STATED PROBLEM: Print, word for word, every line from the beginning of the listing up to and including the line with "const WAVE_COUNT = 120". Pictures are to be excluded.

STORED DATA:

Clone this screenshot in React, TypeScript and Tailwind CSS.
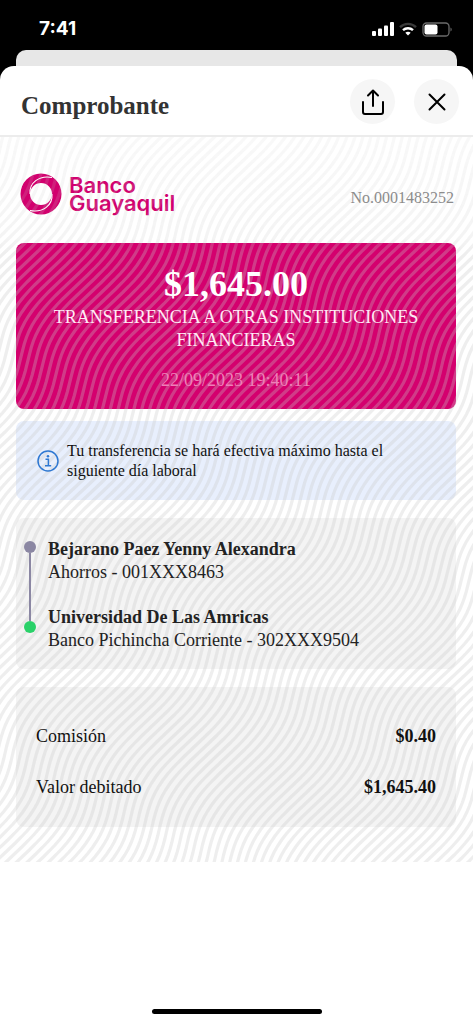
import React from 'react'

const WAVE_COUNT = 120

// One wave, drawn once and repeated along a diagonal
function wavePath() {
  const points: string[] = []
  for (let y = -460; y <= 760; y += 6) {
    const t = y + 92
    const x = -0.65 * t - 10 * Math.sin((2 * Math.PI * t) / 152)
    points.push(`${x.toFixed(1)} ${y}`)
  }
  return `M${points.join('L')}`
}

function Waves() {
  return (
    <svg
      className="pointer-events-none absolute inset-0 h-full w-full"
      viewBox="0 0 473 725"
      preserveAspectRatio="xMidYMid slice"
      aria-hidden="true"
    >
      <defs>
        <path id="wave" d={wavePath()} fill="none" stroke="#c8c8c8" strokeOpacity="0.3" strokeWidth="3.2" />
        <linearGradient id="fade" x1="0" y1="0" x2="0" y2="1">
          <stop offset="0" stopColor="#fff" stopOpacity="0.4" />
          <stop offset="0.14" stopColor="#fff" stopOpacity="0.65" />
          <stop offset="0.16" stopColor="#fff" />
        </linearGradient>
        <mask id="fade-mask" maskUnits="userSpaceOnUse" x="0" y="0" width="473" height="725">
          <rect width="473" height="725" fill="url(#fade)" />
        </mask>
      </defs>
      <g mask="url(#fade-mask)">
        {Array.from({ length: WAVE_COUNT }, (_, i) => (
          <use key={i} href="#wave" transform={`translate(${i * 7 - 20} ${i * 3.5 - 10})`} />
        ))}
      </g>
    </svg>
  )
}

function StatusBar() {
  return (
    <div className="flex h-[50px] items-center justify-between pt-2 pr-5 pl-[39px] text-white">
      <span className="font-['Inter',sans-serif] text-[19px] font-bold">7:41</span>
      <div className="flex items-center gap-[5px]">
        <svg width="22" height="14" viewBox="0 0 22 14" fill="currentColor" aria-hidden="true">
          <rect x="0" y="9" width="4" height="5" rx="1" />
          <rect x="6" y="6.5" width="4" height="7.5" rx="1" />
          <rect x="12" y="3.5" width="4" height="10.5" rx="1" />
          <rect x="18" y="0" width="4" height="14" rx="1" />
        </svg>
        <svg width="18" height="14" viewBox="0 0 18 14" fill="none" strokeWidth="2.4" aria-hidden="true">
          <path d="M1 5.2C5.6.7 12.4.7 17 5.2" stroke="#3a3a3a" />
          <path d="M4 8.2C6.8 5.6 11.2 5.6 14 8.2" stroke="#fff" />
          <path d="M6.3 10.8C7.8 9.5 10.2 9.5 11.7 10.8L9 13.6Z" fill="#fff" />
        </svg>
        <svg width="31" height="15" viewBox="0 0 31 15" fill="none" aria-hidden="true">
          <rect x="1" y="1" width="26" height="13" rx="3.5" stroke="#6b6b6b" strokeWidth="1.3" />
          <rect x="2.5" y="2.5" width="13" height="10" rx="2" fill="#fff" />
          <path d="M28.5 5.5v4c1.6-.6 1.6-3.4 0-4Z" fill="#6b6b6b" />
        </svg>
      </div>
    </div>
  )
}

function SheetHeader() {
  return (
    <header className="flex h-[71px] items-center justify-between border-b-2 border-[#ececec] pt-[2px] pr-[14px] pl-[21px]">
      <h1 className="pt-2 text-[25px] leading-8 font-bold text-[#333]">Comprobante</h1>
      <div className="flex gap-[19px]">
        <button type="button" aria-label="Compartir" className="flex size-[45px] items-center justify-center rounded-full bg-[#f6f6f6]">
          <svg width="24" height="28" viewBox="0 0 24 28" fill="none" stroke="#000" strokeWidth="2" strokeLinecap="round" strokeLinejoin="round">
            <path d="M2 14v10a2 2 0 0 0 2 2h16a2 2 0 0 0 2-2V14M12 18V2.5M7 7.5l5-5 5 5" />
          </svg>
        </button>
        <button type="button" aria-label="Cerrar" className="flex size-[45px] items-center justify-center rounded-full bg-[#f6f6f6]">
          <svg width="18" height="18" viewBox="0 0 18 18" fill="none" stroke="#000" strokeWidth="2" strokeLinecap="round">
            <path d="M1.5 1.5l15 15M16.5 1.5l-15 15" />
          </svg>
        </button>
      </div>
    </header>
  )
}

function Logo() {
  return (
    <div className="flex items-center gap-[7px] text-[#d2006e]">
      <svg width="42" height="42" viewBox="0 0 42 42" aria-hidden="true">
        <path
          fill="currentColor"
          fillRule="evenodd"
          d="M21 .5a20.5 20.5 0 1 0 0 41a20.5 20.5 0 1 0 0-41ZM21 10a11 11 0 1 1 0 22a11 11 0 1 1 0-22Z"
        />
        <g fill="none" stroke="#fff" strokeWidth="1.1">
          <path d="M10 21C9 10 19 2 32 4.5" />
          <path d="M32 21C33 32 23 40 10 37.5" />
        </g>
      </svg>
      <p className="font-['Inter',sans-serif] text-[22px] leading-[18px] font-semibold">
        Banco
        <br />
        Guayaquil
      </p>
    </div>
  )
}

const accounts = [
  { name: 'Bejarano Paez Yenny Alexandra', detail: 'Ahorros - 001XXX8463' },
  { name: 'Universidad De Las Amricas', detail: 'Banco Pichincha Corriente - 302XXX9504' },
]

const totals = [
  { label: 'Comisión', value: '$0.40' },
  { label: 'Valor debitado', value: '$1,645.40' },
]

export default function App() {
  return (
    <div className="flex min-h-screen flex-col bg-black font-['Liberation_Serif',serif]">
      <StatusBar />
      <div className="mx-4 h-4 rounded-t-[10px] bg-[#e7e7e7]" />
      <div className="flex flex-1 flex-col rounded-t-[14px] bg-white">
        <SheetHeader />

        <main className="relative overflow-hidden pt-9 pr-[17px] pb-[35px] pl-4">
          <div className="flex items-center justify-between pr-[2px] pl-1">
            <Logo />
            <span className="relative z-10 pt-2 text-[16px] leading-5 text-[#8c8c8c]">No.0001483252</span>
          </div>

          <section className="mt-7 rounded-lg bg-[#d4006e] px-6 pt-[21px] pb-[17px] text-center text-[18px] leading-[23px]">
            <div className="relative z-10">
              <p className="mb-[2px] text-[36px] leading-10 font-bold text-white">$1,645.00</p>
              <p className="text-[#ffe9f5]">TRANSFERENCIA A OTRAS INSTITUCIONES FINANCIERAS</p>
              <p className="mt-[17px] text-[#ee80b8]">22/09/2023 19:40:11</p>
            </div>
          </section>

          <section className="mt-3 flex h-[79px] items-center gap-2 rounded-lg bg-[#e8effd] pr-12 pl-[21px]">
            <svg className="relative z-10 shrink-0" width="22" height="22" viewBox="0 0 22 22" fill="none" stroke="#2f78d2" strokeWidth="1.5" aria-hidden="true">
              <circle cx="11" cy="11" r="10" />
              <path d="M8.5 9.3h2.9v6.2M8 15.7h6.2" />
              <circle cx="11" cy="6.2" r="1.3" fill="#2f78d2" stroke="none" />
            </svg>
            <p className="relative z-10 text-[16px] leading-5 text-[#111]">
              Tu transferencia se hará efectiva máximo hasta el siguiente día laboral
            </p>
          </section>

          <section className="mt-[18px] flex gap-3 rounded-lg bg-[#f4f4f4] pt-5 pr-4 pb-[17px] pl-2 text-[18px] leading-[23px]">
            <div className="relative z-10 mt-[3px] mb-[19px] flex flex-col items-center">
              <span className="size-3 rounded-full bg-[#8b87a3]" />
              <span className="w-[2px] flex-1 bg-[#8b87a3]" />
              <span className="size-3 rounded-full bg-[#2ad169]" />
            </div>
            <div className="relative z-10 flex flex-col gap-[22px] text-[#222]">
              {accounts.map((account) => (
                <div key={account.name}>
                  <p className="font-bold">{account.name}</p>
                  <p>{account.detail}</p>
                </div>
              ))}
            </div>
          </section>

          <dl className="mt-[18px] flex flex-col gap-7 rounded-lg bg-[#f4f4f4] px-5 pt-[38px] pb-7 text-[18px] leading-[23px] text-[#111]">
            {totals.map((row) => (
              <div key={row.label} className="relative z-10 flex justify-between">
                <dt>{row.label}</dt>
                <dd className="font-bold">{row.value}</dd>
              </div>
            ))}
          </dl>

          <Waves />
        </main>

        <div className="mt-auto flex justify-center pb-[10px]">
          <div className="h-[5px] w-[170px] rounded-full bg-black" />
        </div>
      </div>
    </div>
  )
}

WRITTEN SOLUTION:
Clone this screenshot in React, TypeScript and Tailwind CSS.
import React from 'react'

const WAVE_COUNT = 120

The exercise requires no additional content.